AUPA – É possível afirmar que o Brasil emendou as ondas da Covid-19? Houve algum momento de superação da primeira onda?
Miguel Nicolelis – O Brasil ficou em um platô, durante vários meses, que começou a cair, mas, ao final de outubro, voltou a subir. Então, as liberações desenfreadas no meio de uma pandemia somadas às campanhas eleitorais, à votação, aos jogos de futebol e todos os outros absurdos que testemunhamos, fizeram com que, entre o final de outubro e começo de novembro, os casos voltassem a subir – e, consequentemente, houve uma subida no número de óbitos. Além disso, estão acontecendo discussões infinitas sobre se é segunda onda ou ainda o pico da primeira onda. Não faz diferença. A realidade é que os números estão crescendo e precisamos focar em diminuir os casos. Portanto, essa segunda onde pode ser pior que a primeira no Brasil.

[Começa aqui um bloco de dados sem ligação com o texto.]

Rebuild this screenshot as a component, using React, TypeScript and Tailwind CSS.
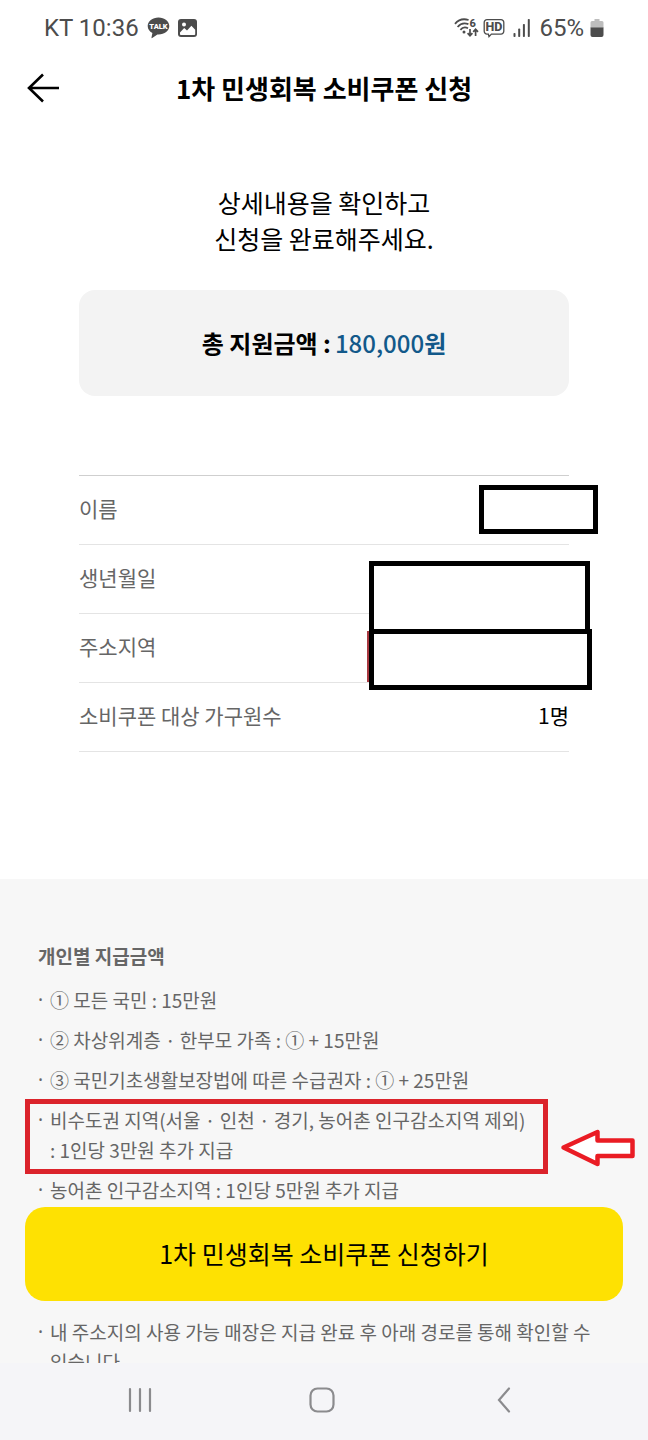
import type { ReactNode } from "react";

function WifiIcon() {
  return (
    <svg width="25" height="20" viewBox="0 0 25 20" fill="none" stroke="#4c4c4c" aria-hidden="true">
      <path d="M1 5.8C4.400 1.800 9.400 .4 14.600 2" strokeWidth="1.800" />
      <path d="M3.600 9C6.400 5.600 10.600 4.800 14.400 6.200" strokeWidth="1.800" />
      <path d="M6.400 11.800C8.400 9.400 11.400 9 14 10.200" strokeWidth="1.800" />
      <circle cx="10" cy="14" r="1.500" fill="#4c4c4c" stroke="none" />
      <path d="M16 11v6.400M13.600 15.200l2.400 2.600 2.400-2.600M21.600 18v-6.400M19.200 13.800l2.400-2.600 2.400 2.600" strokeWidth="1.700" />
      <text x="15.400" y="8.800" fontSize="11" fontWeight="800" fontFamily="Roboto, sans-serif" fill="#4c4c4c" stroke="none">
        6
      </text>
    </svg>
  );
}

function HdIcon() {
  return (
    <svg width="22" height="20" viewBox="0 0 22 20" fill="none" aria-hidden="true">
      <path
        d="M4 1.700h14a2.800 2.800 0 0 1 2.800 2.800v8.800a2.800 2.800 0 0 1-2.800 2.800H8.400L6 18.600l-.6-2.500H4a2.800 2.800 0 0 1-2.800-2.800V4.500A2.800 2.800 0 0 1 4 1.700z"
        stroke="#4c4c4c"
        strokeWidth="1.300"
      />
      <text x="11" y="13.400" fontSize="12.500" fontWeight="800" textAnchor="middle" fontFamily="Roboto, sans-serif" fill="#4c4c4c">
        HD
      </text>
    </svg>
  );
}

function SignalIcon() {
  return (
    <svg width="18" height="18" viewBox="0 0 18 18" fill="#4c4c4c" aria-hidden="true">
      <rect x="0.500" y="14" width="2" height="4" rx="0.800" />
      <rect x="5.200" y="9.500" width="2" height="8.500" rx="0.800" />
      <rect x="9.900" y="5" width="2" height="13" rx="0.800" />
      <rect x="14.800" y="0" width="2" height="18" rx="0.800" />
    </svg>
  );
}

function BatteryIcon() {
  return (
    <svg width="14" height="18" viewBox="0 0 14 18" aria-hidden="true">
      <path d="M4.500 0h5v2H12a1.500 1.500 0 0 1 1.500 1.500V9H.5V3.500A1.500 1.500 0 0 1 2 2h2.500z" fill="#bdbdbd" />
      <path d="M.5 8.500h13V16a2 2 0 0 1-2 2h-9a2 2 0 0 1-2-2z" fill="#4c4c4c" />
    </svg>
  );
}

function TalkIcon() {
  return (
    <svg width="23" height="22" viewBox="0 0 23 22" aria-hidden="true">
      <path
        d="M11.500 .5C5.400 .5 .7 4.200 .7 9c0 3 1.800 5.600 4.700 7.100L4.500 20.600c-.1 .5 .3 .7 .7 .4l5.200-3.600h1.100c6.100 0 10.800-3.700 10.800-8.400S17.600 .5 11.500 .5z"
        fill="#4c4c4c"
      />
      <text x="11.500" y="11.800" fontSize="7.500" fontWeight="900" textAnchor="middle" fontFamily="Roboto, sans-serif" fill="#fff">
        TALK
      </text>
    </svg>
  );
}

function PictureIcon() {
  return (
    <svg width="19" height="18" viewBox="0 0 19 18" aria-hidden="true">
      <rect width="19" height="18" rx="3" fill="#4c4c4c" />
      <circle cx="6" cy="5.500" r="2" fill="#fff" />
      <path d="M2 13.500l4.200-4.600 2.800 2.600 4.400-4.700 3.800 4v4.100c0 .6-.5 1.100-1.100 1.100H3.100c-.6 0-1.100-.5-1.100-1.100z" fill="#fff" />
    </svg>
  );
}

function StatusBar() {
  return (
    <div className="flex h-14 shrink-0 items-center justify-between px-11 font-['Roboto',sans-serif] text-2xl leading-7 text-[#4c4c4c]">
      <div className="flex items-center gap-2">
        <span>KT 10:36</span>
        <TalkIcon />
        <PictureIcon />
      </div>
      <div className="flex items-center gap-1">
        <WifiIcon />
        <HdIcon />
        <span className="px-1">
          <SignalIcon />
        </span>
        <span className="pr-0.5">65%</span>
        <BatteryIcon />
      </div>
    </div>
  );
}

function Row({ label, children }: { label: string; children?: ReactNode }) {
  return (
    <tr>
      <th scope="row" className="h-[69px] border-b border-[#e4e4e4] p-0 pb-1 text-left font-normal text-[#666]">
        {label}
      </th>
      <td className="relative h-[69px] border-b border-[#e4e4e4] p-0 pb-1 text-right text-black">{children}</td>
    </tr>
  );
}

function Bullet({ children }: { children: ReactNode }) {
  return (
    <li className="relative flex">
      <span className="w-3 shrink-0 font-['Noto_Sans',sans-serif]">·</span>
      <div className="min-w-0 flex-1">{children}</div>
    </li>
  );
}

export default function App() {
  return (
    <div className="flex h-screen flex-col overflow-hidden bg-white font-['Noto_Sans_CJK_KR',sans-serif] break-keep text-black">
      <StatusBar />
      <header className="grid h-16 shrink-0 grid-cols-[64px_1fr_64px] items-center pb-px">
        <button type="button" aria-label="뒤로" className="flex justify-end pr-1">
          <svg width="34" height="30" viewBox="0 0 34 30" fill="none" stroke="#000" strokeWidth="2.600" aria-hidden="true">
            <path d="M33 15H3M17 1.500L3 15l14 13.500" />
          </svg>
        </button>
        <h1 className="text-center text-[26px] leading-9 font-bold">1차 민생회복 소비쿠폰 신청</h1>
      </header>

      <div className="relative min-h-0 flex-1">
        <main className="flex h-full flex-col overflow-y-auto [scrollbar-width:none]">
          <section className="shrink-0 px-[79px] pt-16 pb-[127px]">
            <p className="text-center text-[25px] leading-9">
              상세내용을 확인하고
              <br />
              신청을 완료해주세요.
            </p>
            <p className="mt-[34px] flex h-[106px] items-center justify-center gap-1 rounded-2xl bg-[#f3f3f3] text-2xl font-bold">
              <span>총 지원금액 :</span>
              <span className="text-[#12598a]">
                <span className="font-medium">180,000</span>원
              </span>
            </p>
            <table className="mt-[79px] w-full border-separate border-spacing-0 border-t border-[#cfcfcf] text-[21px] leading-8">
              <tbody>
                <Row label="이름">
                  <span className="absolute top-[9px] -right-[29px] h-[49px] w-[119px] border-5 border-black bg-white" />
                </Row>
                <Row label="생년월일">
                  <span className="absolute top-4 -right-[21px] h-[73px] w-[221px] border-5 border-black bg-white" />
                </Row>
                <Row label="주소지역">
                  <span className="absolute top-[17px] right-[200px] h-[51px] w-0.5 bg-[#a8383f]" />
                  <span className="absolute top-[15px] -right-[23px] h-[61px] w-[223px] border-5 border-black bg-white" />
                </Row>
                <Row label="소비쿠폰 대상 가구원수">1명</Row>
              </tbody>
            </table>
          </section>

          <section className="grow bg-[#f7f7f7] px-[38px] pt-[62px] text-[19px] leading-[30px] text-[#666]">
            <h2 className="font-bold">개인별 지급금액</h2>
            <ul className="mt-[14px] flex flex-col gap-[10px]">
              <Bullet>① 모든 국민 : 15만원</Bullet>
              <Bullet>② 차상위계층 · 한부모 가족 : ① + 15만원</Bullet>
              <Bullet>③ 국민기초생활보장법에 따른 수급권자 : ① + 25만원</Bullet>
              <Bullet>
                비수도권 지역(서울 · 인천 · 경기, 농어촌 인구감소지역 제외)
                <br />: 1인당 3만원 추가 지급
                <span className="absolute -top-[6px] -left-[13px] h-[75px] w-[523px] border-5 border-[#db232b]" />
                <svg
                  className="absolute top-6 left-[522px]"
                  width="77"
                  height="38"
                  viewBox="0 0 77 38"
                  fill="#fff"
                  stroke="#ea1c24"
                  strokeWidth="4.500"
                  strokeLinejoin="round"
                  aria-hidden="true"
                >
                  <path d="M3.500 18.500L37.500 3v8.500h35V27h-35v8z" />
                </svg>
              </Bullet>
              <Bullet>농어촌 인구감소지역 : 1인당 5만원 추가 지급</Bullet>
            </ul>
            <ul className="mt-28">
              <Bullet>내 주소지의 사용 가능 매장은 지급 완료 후 아래 경로를 통해 확인할 수 있습니다.</Bullet>
            </ul>
          </section>
        </main>
        <button
          type="button"
          className="absolute inset-x-[25px] bottom-[62px] h-[94px] rounded-[20px] bg-[#fee102] text-[25px] text-black"
        >
          1차 민생회복 소비쿠폰 신청하기
        </button>
      </div>

      <nav className="flex h-[77px] shrink-0 items-center justify-between bg-[#f5f5f8] pr-[132px] pb-1 pl-[127px]">
        <button type="button" aria-label="최근 앱">
          <svg width="26" height="26" viewBox="0 0 26 26" stroke="#8b8b8e" strokeWidth="2.200" strokeLinecap="round" aria-hidden="true">
            <path d="M3 2v22M13 2v22M23 2v22" />
          </svg>
        </button>
        <button type="button" aria-label="홈">
          <svg width="26" height="26" viewBox="0 0 26 26" fill="none" stroke="#8b8b8e" strokeWidth="2.200" aria-hidden="true">
            <rect x="1.500" y="1.500" width="23" height="23" rx="7" />
          </svg>
        </button>
        <button type="button" aria-label="이전">
          <svg width="26" height="26" viewBox="0 0 26 26" fill="none" stroke="#8b8b8e" strokeWidth="2.200" strokeLinecap="round" aria-hidden="true">
            <path d="M19 1.500L9 13l10 11.500" />
          </svg>
        </button>
      </nav>
    </div>
  );
}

AUPA – O que falta ao Brasil para evitar essa possível segunda onda? O que faltou para evitar a primeira?
Miguel Nicolelis – Faltou um governo federal, com uma mensagem clara à população. Faltou também a preparação do Brasil antes do vírus chegar aqui, pois tivemos tempo [o primeiro caso de Covid-19 aconteceu em 1º de dezembro de 2019, em Wuhan, na China; o primeiro caso brasileiro confirmado aconteceu em 26 de fevereiro de 2020, em São Paulo].

Faltou usar a estratégia nacional e as ferramentas que o mundo todo tinha noção que seriam úteis. Cada governo estadual agiu sozinho e cada um teve que atirar para um lado.

AUPA – Como você vê o financiamento às pesquisas no nosso país? Você acha que falta maior proximidade ou entendimento da população acerca da cadeia científica necessária para o desenvolvimento de uma vacina, por exemplo?
Miguel Nicolelis – Isso é um problema crônico de como a ciência é vista. Quando eu estudei isso em 2014, o investimento máximo no Brasil era na ordem de 1,15% do PIB, sendo que os grandes países científicos no mundo, como os Estados Unidos, aplicaram durante décadas 5% do PIB em ciência e tecnologia. Contudo, não é uma questão apenas de dinheiro: a sociedade precisa entender a relevância do trabalho científico de alto nível. Os cientistas brasileiros vivem hoje em meio a uma burocracia em relação ao financiamento, e, assim, a ciência nunca chega a ter um contato com a população, pois o sistema não permite que os cientistas tenham como se comunicar com as pessoas.